**WHAT NEEDS TO BE DONE:**
Reproduce the listing below character for character; drop every image.

..............................

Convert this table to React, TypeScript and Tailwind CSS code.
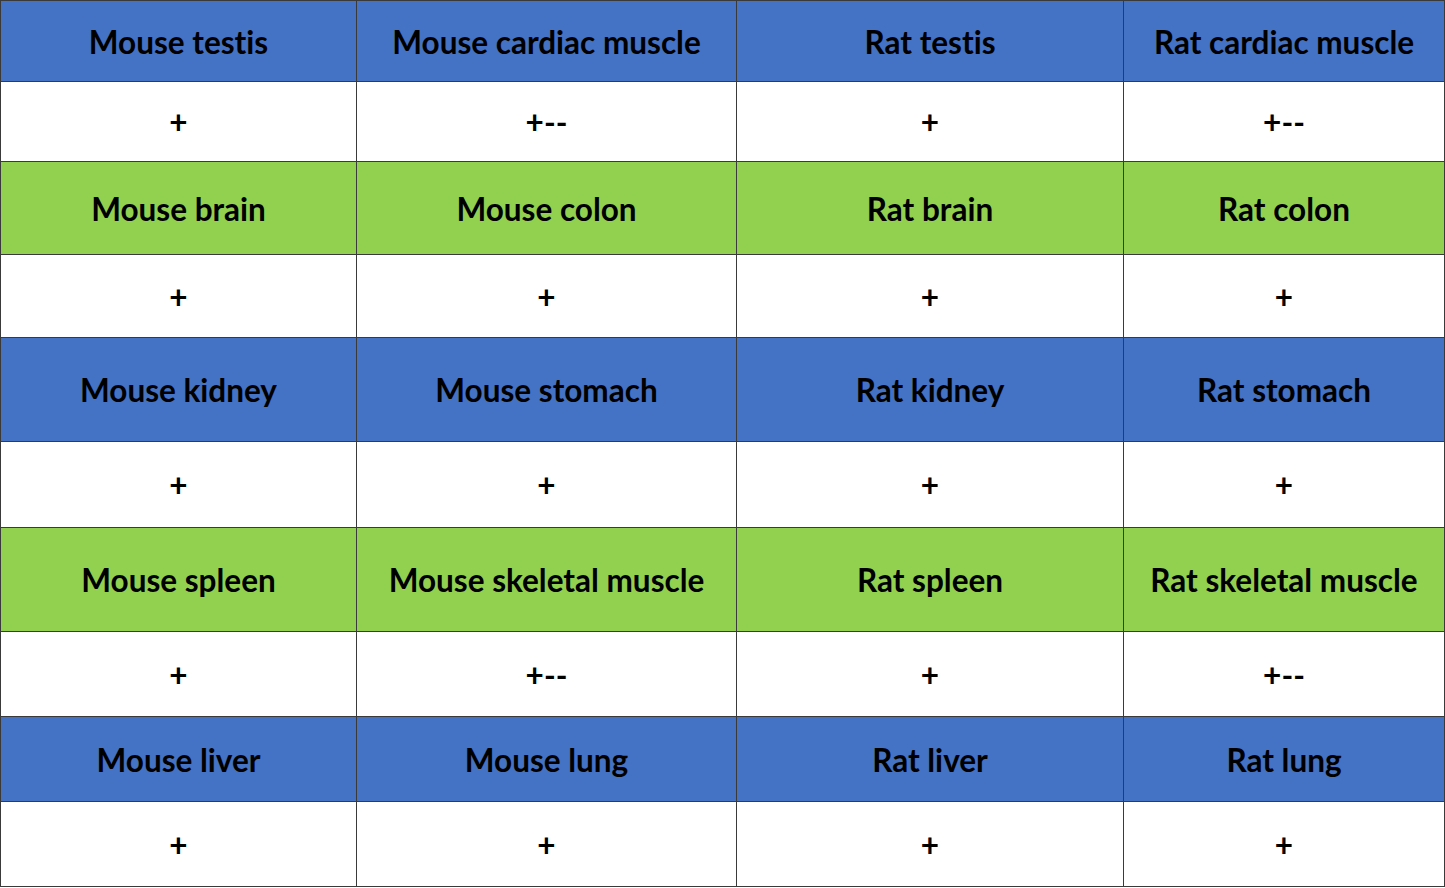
const rows: { kind: 'blue' | 'green' | 'white'; h: string; cells: string[] }[] = [
  { kind: 'blue', h: 'h-[81px]', cells: ['Mouse testis', 'Mouse cardiac muscle', 'Rat testis', 'Rat cardiac muscle'] },
  { kind: 'white', h: 'h-[80px]', cells: ['+', '+--', '+', '+--'] },
  { kind: 'green', h: 'h-[93px]', cells: ['Mouse brain', 'Mouse colon', 'Rat brain', 'Rat colon'] },
  { kind: 'white', h: 'h-[83px]', cells: ['+', '+', '+', '+'] },
  { kind: 'blue', h: 'h-[104px]', cells: ['Mouse kidney', 'Mouse stomach', 'Rat kidney', 'Rat stomach'] },
  { kind: 'white', h: 'h-[86px]', cells: ['+', '+', '+', '+'] },
  { kind: 'green', h: 'h-[104px]', cells: ['Mouse spleen', 'Mouse skeletal muscle', 'Rat spleen', 'Rat skeletal muscle'] },
  { kind: 'white', h: 'h-[85px]', cells: ['+', '+--', '+', '+--'] },
  { kind: 'blue', h: 'h-[85px]', cells: ['Mouse liver', 'Mouse lung', 'Rat liver', 'Rat lung'] },
  { kind: 'white', h: 'h-[85px]', cells: ['+', '+', '+', '+'] },
];

const bg = {
  blue: 'bg-[#4472c4]',
  green: 'bg-[#92d050]',
  white: 'bg-white',
};

const App = () => {
  return (
    <div className="w-[1445px] bg-white font-['Lato','Liberation_Sans',sans-serif] font-bold text-black [font-variant-ligatures:none]">
      <div className="grid grid-cols-[356px_380px_387px_321px] border-l border-t border-[#3a3a3a]">
        {rows.map((row, i) =>
          row.cells.map((text, j) => (
            <div
              key={`${i}-${j}`}
              className={`${row.h} ${bg[row.kind]} flex items-center justify-center border-r border-b border-[#3a3a3a] pt-[3px] text-[31.5px] leading-none`}
            >
              {text}
            </div>
          ))
        )}
      </div>
    </div>
  );
};

export default App;
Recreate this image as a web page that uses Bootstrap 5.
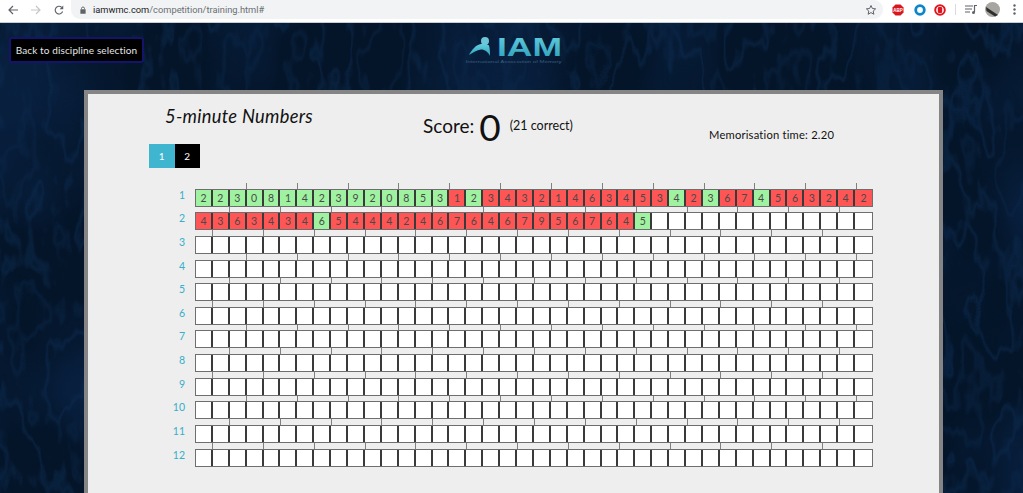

..............................

**SOLUTION:**
Convert this table to React, TypeScript and Tailwind CSS code.
const rows: { kind: 'blue' | 'green' | 'white'; h: string; cells: string[] }[] = [
  { kind: 'blue', h: 'h-[81px]', cells: ['Mouse testis', 'Mouse cardiac muscle', 'Rat testis', 'Rat cardiac muscle'] },
  { kind: 'white', h: 'h-[80px]', cells: ['+', '+--', '+', '+--'] },
  { kind: 'green', h: 'h-[93px]', cells: ['Mouse brain', 'Mouse colon', 'Rat brain', 'Rat colon'] },
  { kind: 'white', h: 'h-[83px]', cells: ['+', '+', '+', '+'] },
  { kind: 'blue', h: 'h-[104px]', cells: ['Mouse kidney', 'Mouse stomach', 'Rat kidney', 'Rat stomach'] },
  { kind: 'white', h: 'h-[86px]', cells: ['+', '+', '+', '+'] },
  { kind: 'green', h: 'h-[104px]', cells: ['Mouse spleen', 'Mouse skeletal muscle', 'Rat spleen', 'Rat skeletal muscle'] },
  { kind: 'white', h: 'h-[85px]', cells: ['+', '+--', '+', '+--'] },
  { kind: 'blue', h: 'h-[85px]', cells: ['Mouse liver', 'Mouse lung', 'Rat liver', 'Rat lung'] },
  { kind: 'white', h: 'h-[85px]', cells: ['+', '+', '+', '+'] },
];

const bg = {
  blue: 'bg-[#4472c4]',
  green: 'bg-[#92d050]',
  white: 'bg-white',
};

const App = () => {
  return (
    <div className="w-[1445px] bg-white font-['Lato','Liberation_Sans',sans-serif] font-bold text-black [font-variant-ligatures:none]">
      <div className="grid grid-cols-[356px_380px_387px_321px] border-l border-t border-[#3a3a3a]">
        {rows.map((row, i) =>
          row.cells.map((text, j) => (
            <div
              key={`${i}-${j}`}
              className={`${row.h} ${bg[row.kind]} flex items-center justify-center border-r border-b border-[#3a3a3a] pt-[3px] text-[31.5px] leading-none`}
            >
              {text}
            </div>
          ))
        )}
      </div>
    </div>
  );
};

export default App;
Recreate this image as a web page that uses Bootstrap 5.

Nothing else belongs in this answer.